Magrath stressed the importance of the funds in terms of maintaining BU’s standing and reputation.

“We are one of the most selective, high-quality universities and that’s because we have a great staff,” Magrath said. “If we don’t have resources our faculty-student ratios will deteriorate and we will not be able to provide the critical education of selective graduate and undergraduate students.”

Some have expressed criticism of the tuition increases, arguing that in the present national economic downturn they will make college unaffordable for many of New York’s low-income families.

“The tuition increases will price more students out of quality higher education,” said Brendan McQuade, a graduate student in the sociology department. “As a society, we should be aspiring to make higher education a free and universal right and means to improve our general welfare.

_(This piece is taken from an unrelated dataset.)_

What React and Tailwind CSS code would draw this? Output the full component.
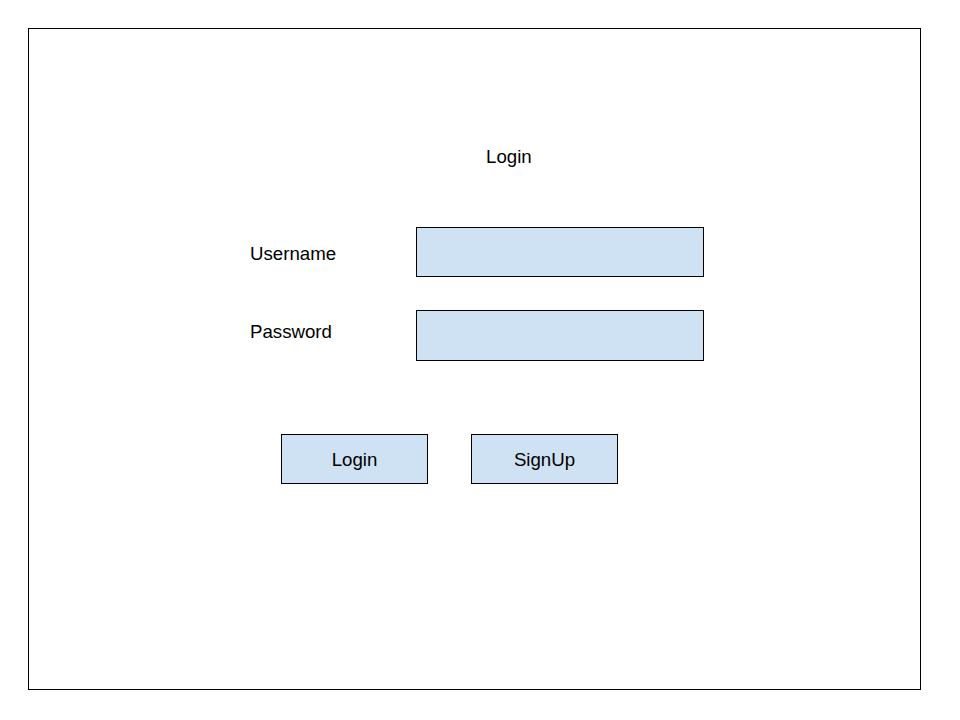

Instead, the direction seems to be toward privatization.”

McQuade is part of the Graduate Student Employees Union and a non-official student group on campus called Concerned Binghamton Students, both of which are allied with New York Students Rising, a coalition of groups across the state forming to resist budget cuts and fight the privatization of education.

McQuade said SUNY could raise revenue through means other than raising tuition, such as cutting salaries for senior management.

“As an interim president, he makes $355,000, $70,000 more than his predecessor,” McQuade said. “President Magrath can start to show his commitment to public education by giving up his salary increase and cutting the salaries of senior administrators at Binghamton University.”

Donna Lupardo, the Democratic Assemblywoman for the 126th district, said a “major concern” for her was students from lower-income families being priced out of higher education, but she also said that the NYSUNY 2020 legislation “successfully protect[s] students who receive TAP [Tuition Assitance Program] through tuition credits.”

Under the legislation’s provisions, students eligible for the maximum TAP award will not be affected by the tuition increases.

Jean-Pierre Mileur, interim provost and vice president of academic affairs, said that the tuition increases will also support student aid.

“The campus is committed to allocating 25 percent of the proceeds of the tuition increase to student aid and the state is funding a new loan program to help students cope with the increased cost,” he said.

NYSUNY 2020 also features a “Challenge Grant Program,” which will make up to $35 million available in capital funding to each of the four SUNY centers. In order to receive Challenge Grant money, each school must submit detailed plans for its long-term economic and academic growth.

University spokeswoman Gail Glover said that BU has already submitted its plan, but has not made a formal presentation of the plan to Gov. Cuomo yet.

Magrath said he was confident BU would receive the full $35 million for which it is eligible. He also said he expects the result of Binghamton’s application to become known by the end of July.

The legislation did not address what will occur after the five years of regular tuition increases.

Magrath said he hopes the rational tuition plan will be renewed and continued.